Platelet inhibition is central to the modern management of acute coronary syndromes, but up to one third of patients have a sub-optimal response to drug therapy. Bedside assays can determine the degree of platelet reactivity during treatment but it remains unclear whether the use of such testing to guide therapy leads to improved patient outcomes.
In this multicentre study of 2440 patients scheduled for coronary intervention (approx. 1/3 presenting with an acute coronary syndrome), participants were randomly assigned to platelet-function monitoring, with drug adjustment in patients with a poor response, or to a conventional strategy without monitoring or drug adjustment. For patients in the monitoring group, the VerifyNow P2Y12 and aspirin point-of-care assays were used in the catheterization laboratory before stent implantation and in the outpatient clinic 2 to 4 weeks later. All patients received drug-eluting stents. The primary end point was the composite of death, myocardial infarction, stent thrombosis, stroke, or urgent revascularization 1 year after stent implantation.
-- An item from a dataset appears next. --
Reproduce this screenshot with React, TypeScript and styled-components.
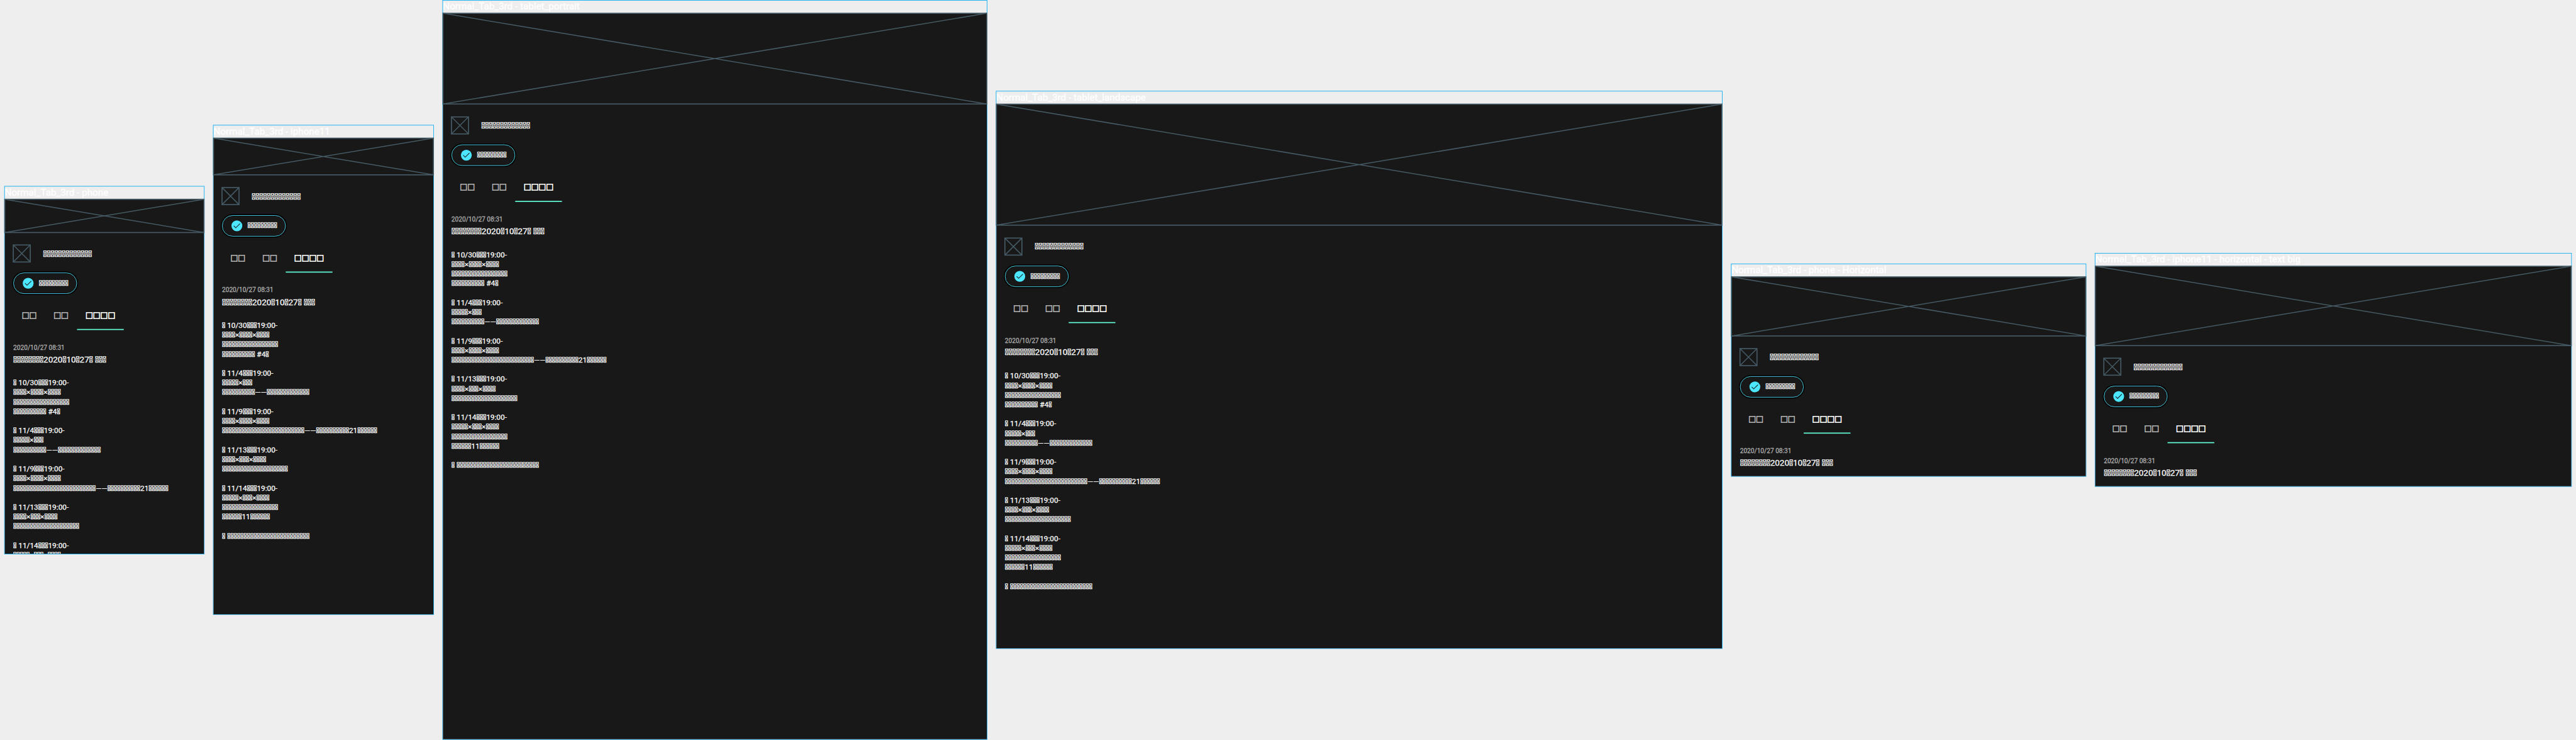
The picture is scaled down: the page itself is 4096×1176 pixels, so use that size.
import React from "react";
import styled, { createGlobalStyle } from "styled-components";

const GlobalStyle = createGlobalStyle`
  html, body { margin: 0; background: #eeeeee; }
  * { box-sizing: border-box; }
`;

const Viewport = styled.div`
  width: 100vw;
  height: 100vh;
  overflow: hidden;
`;

const Board = styled.main`
  width: 4850px;
  height: 1392px;
  padding: 0 8px;
  display: flex;
  align-items: center;
  gap: 16px;
  transform: scale(${4096 / 4850});
  transform-origin: 0 0;
  font-family: Roboto, sans-serif;
  font-weight: 400;
  -webkit-text-stroke: 0.3px;
  white-space: pre;
  color: #fff;
`;

const Device = styled.section<{ $width: number }>`
  flex: none;
  width: ${(p) => p.$width + 2}px;
  border: 1px solid #03a9f4;
`;

const DeviceName = styled.h2`
  margin: 0;
  height: 24px;
  font-size: 18px;
  line-height: 22px;
  font-weight: 400;
`;

const Screen = styled.div<{ $height: number }>`
  height: ${(p) => p.$height}px;
  background: #181818;
  display: flex;
  flex-direction: column;
`;

const Cross = styled.svg<{ $w: number; $h: number }>`
  flex: none;
  display: block;
  width: ${(p) => p.$w}px;
  height: ${(p) => p.$h}px;
  overflow: visible;
  fill: none;
  stroke: #455a64;
`;

const Content = styled.div`
  flex: 1;
  min-height: 0;
  overflow: hidden;
  padding: 23px 15px 0;
`;

const Profile = styled.header`
  display: flex;
  align-items: center;
  gap: 24px;
  padding: 1px 1px 0;
`;

const ProfileName = styled.span`
  padding-top: 1px;
  font-size: 16px;
  line-height: 20px;
`;

const Chip = styled.button`
  display: flex;
  align-items: center;
  gap: 8px;
  width: 120px;
  height: 40px;
  margin: 20px 1px;
  padding: 0 0 0 15px;
  border: 1px solid #4de6ff;
  border-radius: 20px;
  background: transparent;
  box-shadow: 0 0 0 2px #000, inset 0 0 0 1px rgba(0, 0, 0, 0.6);
  color: #fff;
  font: 400 14px/18px Roboto, sans-serif;
  -webkit-text-stroke: 0.3px;
  white-space: pre;
`;

const ChipLabel = styled.span`
  margin-top: -2px;
`;

const Tabs = styled.nav`
  display: flex;
  padding-left: 1px;
`;

const Tab = styled.span<{ $active?: boolean }>`
  height: 48px;
  padding: 0 16px;
  font: 400 14px/41px "Noto Sans CJK JP", sans-serif;
  -webkit-text-stroke: 1.1px;
  color: ${(p) => (p.$active ? "#fff" : "#b2b2b2")};
  border-bottom: 2px solid ${(p) => (p.$active ? "#64ffda" : "transparent")};
`;

const Article = styled.article`
  padding: 24px 1px 0;
`;

const Time = styled.time`
  display: block;
  font-size: 12px;
  line-height: 18px;
  color: #b2b2b2;
`;

const Headline = styled.h3`
  margin: 4.5px 0 25.5px;
  font-size: 16px;
  line-height: 18px;
  font-weight: 400;
`;

const Body = styled.p`
  margin: 0;
  font-size: 14px;
  line-height: 18px;
`;

const missing = (n: number) => "\u{10FFFD}".repeat(n);
const fill = (s: string) => s.replace(/\{(\d+)\}/g, (_, n) => missing(Number(n)));

const body = fill(
  [
    "{1} 10/30{3}19:00-",
    "{4}×{4}×{4}",
    "{17}",
    "{10} #4{1}",
    "",
    "{1} 11/4{3}19:00-",
    "{5}×{3}",
    "{10}——{13}",
    "",
    "{1} 11/9{3}19:00-",
    "{4}×{4}×{4}",
    "{25}——{10}21{6}",
    "",
    "{1} 11/13{3}19:00-",
    "{4}×{3}×{4}",
    "{20}",
    "",
    "{1} 11/14{3}19:00-",
    "{5}×{3}×{4}",
    "{17}",
    "{6}11{6}",
    "",
    "{1} {25}",
  ].join("\n")
);

const Placeholder = ({ w, h }: { w: number; h: number }) => (
  <Cross $w={w} $h={h} viewBox={`0 0 ${w} ${h}`}>
    <rect x="0" y="0" width={w} height={h} strokeWidth="2" />
    <path d={`M0 0L${w} ${h}M0 ${h}L${w} 0`} strokeWidth="1.8" />
  </Cross>
);

const CheckBadge = () => (
  <svg width="24" height="24" viewBox="0 0 24 24">
    <circle cx="12" cy="12" r="10.2" fill="#4de6ff" />
    <path d="M6.1 12L9.9 15.8L17.9 7.8" fill="none" stroke="#181818" strokeWidth="1.2" />
  </svg>
);

const devices = [
  { name: "Normal_Tab_3rd - phone", w: 375, h: 667 },
  { name: "Normal_Tab_3rd - iphone11", w: 414, h: 896 },
  { name: "Normal_Tab_3rd - tablet_portrait", w: 1024, h: 1366 },
  { name: "Normal_Tab_3rd - tablet_landscape", w: 1366, h: 1024 },
  { name: "Normal_Tab_3rd - phone - Horizontal", w: 667, h: 375 },
  { name: "Normal_Tab_3rd - iphone11 - horizontal - text big", w: 896, h: 414 },
];

export default function App() {
  return (
    <Viewport>
      <GlobalStyle />
      <Board>
        {devices.map((d) => (
          <Device key={d.name} $width={d.w}>
            <DeviceName>{d.name}</DeviceName>
            <Screen $height={d.h}>
              <Placeholder w={d.w} h={d.w / 6} />
              <Content>
                <Profile>
                  <Placeholder w={32} h={32} />
                  <ProfileName>{missing(13)}</ProfileName>
                </Profile>
                <Chip>
                  <CheckBadge />
                  <ChipLabel>{missing(9)}</ChipLabel>
                </Chip>
                <Tabs>
                  <Tab>□□</Tab>
                  <Tab>□□</Tab>
                  <Tab $active>□□□□</Tab>
                </Tabs>
                <Article>
                  <Time>2020/10/27 08:31</Time>
                  <Headline>{fill("{8}2020{1}10{1}27{1} {3}")}</Headline>
                  <Body>{body}</Body>
                </Article>
              </Content>
            </Screen>
          </Device>
        ))}
      </Board>
    </Viewport>
  );
}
In the monitoring group, high platelet reactivity in patients taking clopidogrel (34.5% of patients) or aspirin (7.6%) led to the administration of an additional bolus of clopidogrel, prasugrel, or aspirin along with glycoprotein IIb/IIIa inhibitors during the procedure as per protocol and adjustments to their chronic dosing to meet targets for platelet inhibition. Despite this, there was no benefit seen, with the primary end-point occurring in 34.6% of the patients in the monitoring group, as compared with 31.1% of those in the conventional-treatment group (HR, 1.13; 95% CI, 0.98 to 1.29; P=0.10) with this mainly driven by recurrent myocardial infarction. Results were consistent across sub-groups and the main secondary end point, stent thrombosis or any urgent revascularization, was also no different (4.9% vs. 4.6%; HR, 1.06; 95% CI, 0.74 to 1.52; P=0.77). The rate of major bleeding events did not differ significantly between groups.
In the largest study of its kind to date, point of care platelet reactivity testing was not helpful, with no significant improvements in clinical outcomes with treatment adjustment according to testing, as compared with standard antiplatelet therapy without monitoring.
- Collet JP, Cuisset T, Rangé G, Cayla G, Elhadad S, Pouillot C, Henry P, Motreff P, Carrié D, Boueri Z, Belle L, Van Belle E, Rousseau H, Aubry P, Monségu J, Sabouret P, O’Connor SA, Abtan J, Kerneis M, Saint-Etienne C, Barthélémy O, Beygui F, Silvain J, Vicaut E, Montalescot G; ARCTIC Investigators. Bedside monitoring to adjust antiplatelet therapy for coronary stenting. N Engl J Med. 2012 Nov 29;367(22):2100-9.